This section is intended to introduce the reader to various aspects of the art that may be related to various aspects of the present invention, which are described and/or claimed below. This discussion is believed to be helpful in providing the reader with background information to facilitate a better understanding of the various aspects of the present invention. Accordingly, it should be understood that these statements are to be read in this light, and not as admissions of prior art.
Internal combustion engines are usually powered by a liquid fuel, which is stored in a tank discrete from the engine. Fuel tanks are generally sized to provide for sustained operation of the engine. For example, automobiles traditionally include fuel tanks of sufficient size to power the automobile for hundreds of miles. Accordingly, many engine or motor driven systems are equipped with fuel-monitoring systems that monitor and/or display the quantity of fuel remaining in the tank to inform the operator of the need to replenish the fuel supply before it is exhausted.

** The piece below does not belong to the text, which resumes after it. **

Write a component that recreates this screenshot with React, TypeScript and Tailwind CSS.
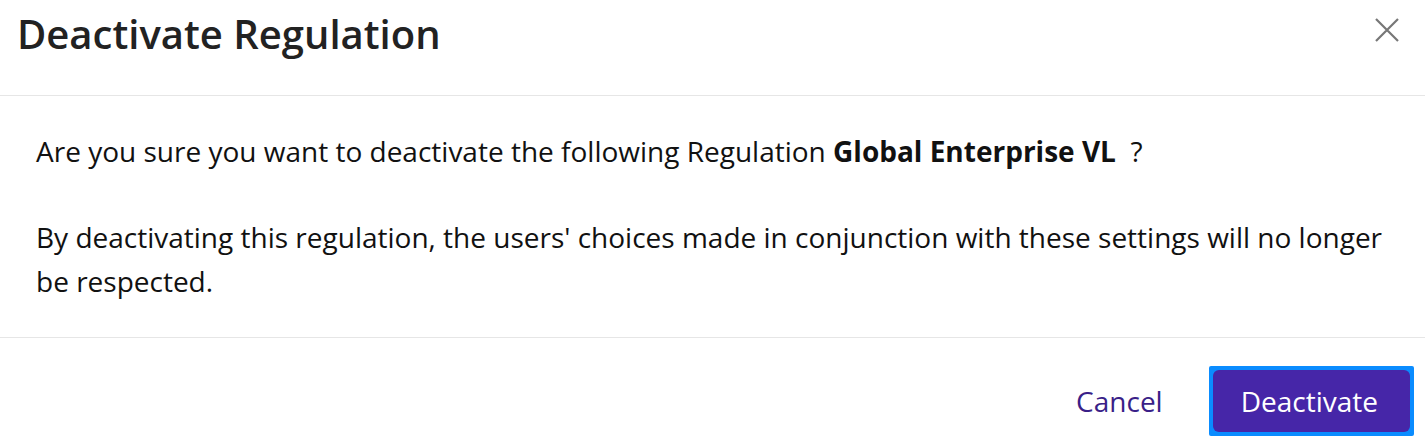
import React from 'react';

const font = { fontFamily: '"Open Sans", "Liberation Sans", sans-serif' };

export default function App() {
  return (
    <div className="w-[1425px] h-[444px] bg-white overflow-hidden" style={font}>
      {/* Header */}
      <div className="h-[96px] flex items-start justify-between border-b border-[#e6e6e6] pl-[17px] pr-[26px]">
        <h1 className="mt-[10px] text-[40px] leading-[48px] font-semibold text-[#222222]">
          Deactivate Regulation
        </h1>
        <button className="mt-[17px] w-[25px] h-[25px] flex items-center justify-center text-[#777777]">
          <svg width="24" height="24" viewBox="0 0 24 24" fill="none" stroke="currentColor" strokeWidth="2.2">
            <path d="M1 1 L23 23 M23 1 L1 23" />
          </svg>
        </button>
      </div>

      {/* Body */}
      <div className="px-[36px] pt-[33px] pb-[34px] border-b border-[#e6e6e6] text-[28px] leading-[44px] text-[#111111]">
        <p>
          Are you sure you want to deactivate the following Regulation{' '}
          <span className="font-bold">Global Enterprise VL</span>&nbsp; ?
        </p>
        <p className="mt-[42px]">
          By deactivating this regulation, the users' choices made in conjunction with these settings will no longer
          be respected.
        </p>
      </div>

      {/* Footer */}
      <div className="flex items-center justify-end pt-[28px] pr-[11px] gap-[46px]">
        <button className="text-[28px] text-[#3a1f88]">Cancel</button>
        <div className="p-[4px] bg-[#0a8cff] rounded-[2px]">
          <button className="h-[62px] pl-[28px] pr-[32px] rounded-[6px] bg-[#4626a8] text-white text-[28px]">
            Deactivate
          </button>
        </div>
      </div>
    </div>
  );
}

Typically, fuel-monitoring systems include a sending unit that is physically located in the fuel tank and a display unit that is located external to and, sometimes, distant from the fuel tank. The sending unit determines a level of fuel in the tank and sends an electrical signal representative of that level to the display unit, such as a gauge. In turn, the gauge visually indicates the amount of fuel remaining in the tank. For example, automobiles typically include a fuel gauge having a needle that moves between incremented “Full” and “Empty” positions on the gauge, thereby indicating the relative amount of fuel in the tank.
Traditional sending units include a float, usually made of foam, coupled to a variable resistor by a thin metal rod, generally known as a wiper. Because the float is more buoyant than the fuel, the float remains at the surface of the fuel in the tank. Accordingly, the level of fuel in the tank defines the position of the float and, in turn, the position of the wiper. The movement of the wiper along the variable resistor alters the electrical current sent to the display gauge, thereby indicating the relative level of fuel in the tank.
Unfortunately, the harsh petrochemical environment of the fuel tank may lead to malfunctions in the mechanical float and wiper assembly. Moreover, the mechanical nature of the float mechanism may also lead to inaccuracies in measuring the level of fuel in the tank. For example, the connection between the wiper and the variable resistor and/or or the top of the tank itself may limit the range of motion of the float. Accordingly, the float may be partially submerged in the fuel, so it will not begin to sink until the level of fuel in the tank reaches the bottom of the float. Thus, the sending unit will indicate a maximum or full level in the tank although a measurable amount of fuel has been consumed. In a similar manner, inaccuracies may develop when the fuel level approaches the bottom of the tank. Often, the float's range of motion does not extend to the very bottom of the tank. Accordingly, the sending unit may indicate an empty condition in the tank even though an appreciable amount of fuel remains in the tank. Moreover, the float mechanism may be affected by the orientation of the vehicle, for example if the vehicle is on a hill.
Furthermore, automobile design and construction have become increasingly complex. To increase interior space, for example, automobile designers are placing more automobile components into smaller spaces. Accordingly, to achieve maximum use of the available space and to maximize fuel tank size, fuel tanks may often be shaped to present unconventional contours. Indeed, fuel tanks may be shaped to fit around pieces of the body, frame, and/or other automobile components. Traditional sending units (i.e., those with float assemblies) may be unable to compensate for such contoured designs.